One of the major themes from the film was Kopfrkingl's idea of Buddhism. He believes that cremation is his mission or main goal in life. His belief in reincarnation is that when you cremation the body, the soul stays alive and it reincarnates as something else may be pure blood. The film conveys how little misguide on religious view or self-delusional religious view can turn you into pure evil. Our protagonist Kopfrkingl was also caught into that trap and turned into a god complex figure. His family, human, life everything starting to lose place inside his heart. He started to believe that only he can cure humans and turn them into pureblood, he even devotes himself to a point where he doesn't shy away from harm anyone since in his view he is purifying the world. When he was asked to choose between blondes and brunette, He chooses brunette. I am not certain why that was his answer. But it has to do with the black-haired woman who has been following him throughout the film but his Buddhist version saves him. Perhaps it was the embodiment of death but the anti-climactic settings declare him as the winner of the story.
The Cremator is far from a film which makes you not enjoy the film but the context and visuals are more disturbing once you start to relive the scenes. Visually sometimes the Cremator could be more violent than it looks. The horror house sequence was one of the best examples. When Kopfrkingl was taking his family to a fairground, his family was happy to see rides but he suggested that it was too lame. Where they visit a Chamber of Horrors: dolls re-enact notorious murders for the amusement of the gaping audience, except that the dolls are visibly human actors with paint on their wax-covered faces. Only they’re not quite: when one human doll is being ritually stabbed to death, a close-up shows the groove in her robot-like back, as a dagger is plunged in mechanically. But the surrealist approach made it more appreciative. When it was clear that they are dolls not real human or dead bodies. One of the audience touched a wax doll but it turned out to be a real human. Juraj Herz completely left it to the audience that it was real or fiction.
It will be criminally injustice if someone praises the film without mentioning groundbreaking editing and background score. While the soundtrack of the film gave a spooky vibe. The editing of this film made the surrealism, absurdness, and weirdness clearer. While the characters keep talking and doing an action in a certain place, the camera slowly zooms to a particular thing than when the camera zoom out, we see the character in a new place while in the same position. One moment he was in Brothel telling his sex partner about employees in his cremation house in the next scene we see there is no prostitute but he is telling this to his wife. Does that mean he is telling this to both of them? I don't know about that but it certainly pointed that He is aware of this. He is like a buddha figure who exists outside of time and concept. He sees things non-linear way, He knows what is truth and what happens. He also believes he is the only truth.

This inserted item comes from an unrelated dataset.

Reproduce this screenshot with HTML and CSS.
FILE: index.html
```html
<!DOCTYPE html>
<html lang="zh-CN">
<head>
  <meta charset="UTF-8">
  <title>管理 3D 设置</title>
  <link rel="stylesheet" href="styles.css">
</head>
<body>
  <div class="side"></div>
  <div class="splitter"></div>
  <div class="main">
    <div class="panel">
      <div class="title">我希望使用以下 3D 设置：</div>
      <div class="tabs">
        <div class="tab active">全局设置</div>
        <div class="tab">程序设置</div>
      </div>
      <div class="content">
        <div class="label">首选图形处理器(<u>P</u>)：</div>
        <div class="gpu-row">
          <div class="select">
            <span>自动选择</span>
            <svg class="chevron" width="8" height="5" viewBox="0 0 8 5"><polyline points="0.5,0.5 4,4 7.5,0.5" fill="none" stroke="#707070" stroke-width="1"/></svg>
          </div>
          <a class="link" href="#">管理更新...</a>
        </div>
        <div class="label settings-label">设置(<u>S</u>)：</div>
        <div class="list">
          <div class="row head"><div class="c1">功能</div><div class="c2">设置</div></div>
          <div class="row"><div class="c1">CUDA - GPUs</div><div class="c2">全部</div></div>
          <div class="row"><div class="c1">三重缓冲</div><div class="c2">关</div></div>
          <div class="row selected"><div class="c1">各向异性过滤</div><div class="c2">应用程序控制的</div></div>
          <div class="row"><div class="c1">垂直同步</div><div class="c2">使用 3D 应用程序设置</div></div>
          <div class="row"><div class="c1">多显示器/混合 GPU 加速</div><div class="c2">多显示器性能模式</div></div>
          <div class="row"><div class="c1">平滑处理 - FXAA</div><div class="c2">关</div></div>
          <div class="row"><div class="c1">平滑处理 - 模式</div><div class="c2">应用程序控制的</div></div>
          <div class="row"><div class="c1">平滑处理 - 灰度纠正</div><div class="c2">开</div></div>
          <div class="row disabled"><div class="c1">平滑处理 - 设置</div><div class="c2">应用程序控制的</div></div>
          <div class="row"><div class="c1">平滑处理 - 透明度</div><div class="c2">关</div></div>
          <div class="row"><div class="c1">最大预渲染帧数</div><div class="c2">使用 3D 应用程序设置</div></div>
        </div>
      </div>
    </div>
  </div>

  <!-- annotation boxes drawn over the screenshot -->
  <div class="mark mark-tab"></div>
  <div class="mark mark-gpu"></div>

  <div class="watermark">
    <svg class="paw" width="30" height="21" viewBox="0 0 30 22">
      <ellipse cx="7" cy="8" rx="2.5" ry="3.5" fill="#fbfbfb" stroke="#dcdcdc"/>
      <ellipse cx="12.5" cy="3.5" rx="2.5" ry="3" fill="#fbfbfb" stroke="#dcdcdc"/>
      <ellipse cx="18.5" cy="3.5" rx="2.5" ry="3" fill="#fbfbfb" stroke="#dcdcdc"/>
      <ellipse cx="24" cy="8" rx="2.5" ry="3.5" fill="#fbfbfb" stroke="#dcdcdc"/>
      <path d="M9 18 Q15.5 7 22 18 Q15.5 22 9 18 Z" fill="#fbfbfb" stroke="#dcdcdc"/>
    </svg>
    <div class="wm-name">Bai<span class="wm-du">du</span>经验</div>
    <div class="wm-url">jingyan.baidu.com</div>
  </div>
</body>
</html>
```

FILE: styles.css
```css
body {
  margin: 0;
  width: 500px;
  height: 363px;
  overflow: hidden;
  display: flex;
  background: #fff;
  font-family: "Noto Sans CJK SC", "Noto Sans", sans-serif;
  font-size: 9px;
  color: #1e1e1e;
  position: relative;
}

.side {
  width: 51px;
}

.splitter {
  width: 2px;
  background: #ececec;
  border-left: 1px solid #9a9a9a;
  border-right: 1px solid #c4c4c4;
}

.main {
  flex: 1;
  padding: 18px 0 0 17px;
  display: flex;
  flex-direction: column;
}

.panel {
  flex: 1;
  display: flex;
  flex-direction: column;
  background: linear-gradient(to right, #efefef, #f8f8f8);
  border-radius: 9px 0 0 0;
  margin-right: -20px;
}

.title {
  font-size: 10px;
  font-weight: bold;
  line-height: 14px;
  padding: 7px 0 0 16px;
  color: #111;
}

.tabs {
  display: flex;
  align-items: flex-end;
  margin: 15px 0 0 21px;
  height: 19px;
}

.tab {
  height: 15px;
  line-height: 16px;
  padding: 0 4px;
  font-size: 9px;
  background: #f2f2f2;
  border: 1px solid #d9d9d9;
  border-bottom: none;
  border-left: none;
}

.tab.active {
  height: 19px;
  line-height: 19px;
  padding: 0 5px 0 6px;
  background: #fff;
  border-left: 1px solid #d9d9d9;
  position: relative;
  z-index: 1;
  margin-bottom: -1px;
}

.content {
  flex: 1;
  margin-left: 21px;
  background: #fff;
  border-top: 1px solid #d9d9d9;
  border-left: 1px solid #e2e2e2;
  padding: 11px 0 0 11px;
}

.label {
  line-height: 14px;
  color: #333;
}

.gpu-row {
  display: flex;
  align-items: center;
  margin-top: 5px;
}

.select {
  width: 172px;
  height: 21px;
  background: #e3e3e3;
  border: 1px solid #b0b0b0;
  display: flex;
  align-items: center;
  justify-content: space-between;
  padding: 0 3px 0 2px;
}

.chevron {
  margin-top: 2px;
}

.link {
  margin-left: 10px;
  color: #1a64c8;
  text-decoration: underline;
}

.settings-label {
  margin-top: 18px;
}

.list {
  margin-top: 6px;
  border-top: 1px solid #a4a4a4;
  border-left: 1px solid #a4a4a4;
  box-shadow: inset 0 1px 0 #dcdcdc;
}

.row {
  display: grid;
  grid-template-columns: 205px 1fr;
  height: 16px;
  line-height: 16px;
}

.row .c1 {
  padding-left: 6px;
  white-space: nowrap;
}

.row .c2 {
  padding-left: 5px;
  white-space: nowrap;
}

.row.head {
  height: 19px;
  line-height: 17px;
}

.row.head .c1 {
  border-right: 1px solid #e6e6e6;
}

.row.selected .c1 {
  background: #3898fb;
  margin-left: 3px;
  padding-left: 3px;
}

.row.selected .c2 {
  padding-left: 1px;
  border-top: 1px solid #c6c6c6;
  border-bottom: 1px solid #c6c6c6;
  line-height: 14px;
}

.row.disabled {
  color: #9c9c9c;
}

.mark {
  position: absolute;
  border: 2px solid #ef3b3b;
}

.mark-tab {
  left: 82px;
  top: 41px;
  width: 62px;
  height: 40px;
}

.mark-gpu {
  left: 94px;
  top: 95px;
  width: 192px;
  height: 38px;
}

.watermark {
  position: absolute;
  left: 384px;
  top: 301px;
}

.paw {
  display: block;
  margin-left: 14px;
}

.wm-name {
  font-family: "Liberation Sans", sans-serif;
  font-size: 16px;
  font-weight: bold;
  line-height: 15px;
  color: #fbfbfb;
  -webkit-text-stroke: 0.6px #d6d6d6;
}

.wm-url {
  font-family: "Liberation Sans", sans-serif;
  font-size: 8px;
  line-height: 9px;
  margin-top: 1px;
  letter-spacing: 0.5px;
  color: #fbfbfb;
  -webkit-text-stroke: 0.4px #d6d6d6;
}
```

The Cremator ends with the protagonist achieved his destiny, reaching his goal. Though the character, his goal, his actions call out The Cremator as a horror show, The treatment never confirmed that. It partially mixes with dark comedic satire but then again political and psychological messages indicate it otherwise. From starting to the ending film warn us about a big incident, something horrific and extremely chaotic is coming though it was never shown and we know Juraj Herz is a Holocaust Survivor. So, the is incident could be The Holocaust and that makes the film a Holocaust horrific dark Comedy, now that's a pretty good description for a great film.